Unlike some politicians who shed local offices and duties after election to Congress, Rostenkowski has maintained his post as 32nd Ward committeeman, a position his father held, and he regularly returns to his home on the northwest side. "Well, in Chicago, ward committeeman is not a lower level position," he said when asked why he kept the job. "The amount of work it used to take no longer exists. Party leaders in the city of Chicago, I think, have diminished in strength." Among the reasons, he says, is lack of patronage and the political infighting of recent years. "Well, it used to work. Chicago was run a lot better when Dick Daley was around," he said, but he doesn't believe the old system will be restored. "Nope. We're going the way of New York," he said, and Chicago is headed for a period when "everybody's an independent contractor, mak their judgments through the television set. . . . I don't know that that's all bad either."

Tax reform brought Rostenkowski a lot of national attention and awards, like being named most effective congressman. In the interview in December Rostenkowski acknowledged pleasure at the praise but noted also how it prompts questions like "'Why don't you come home?
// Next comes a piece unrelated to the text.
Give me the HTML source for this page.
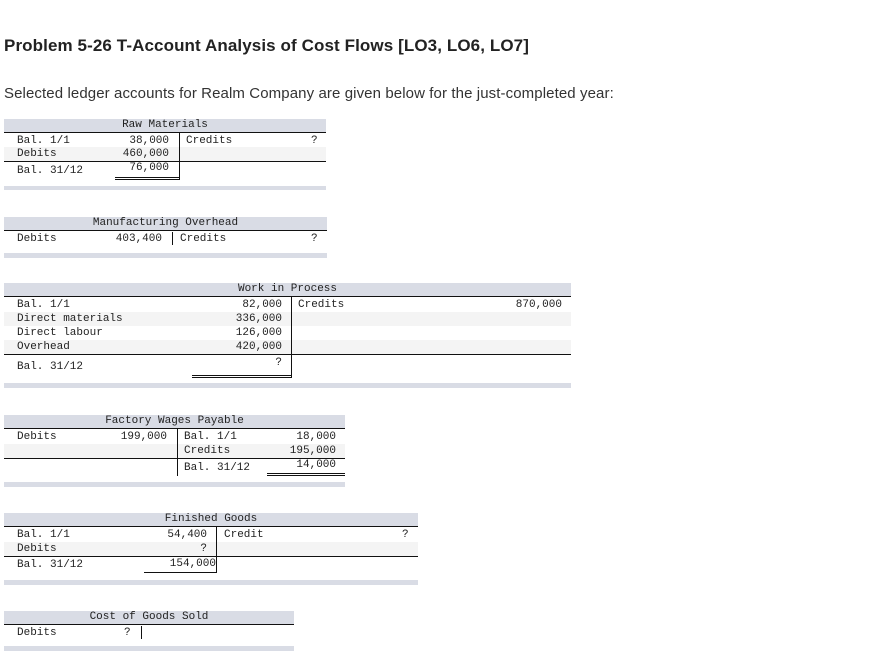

Why won't you run for mayor? . . . Why shouldn't you be in a more powerful House position?' My opinion is that the chairman of the Ways and Means Committee is a pretty powerful position, and only in Chicago do they think their mayor is more powerful than the chairman of Ways and Means. But, you know, what is power? If you pass legislation that's worthwhile, you're recognized as being an effective legislator. . . . That in itself is rewarding."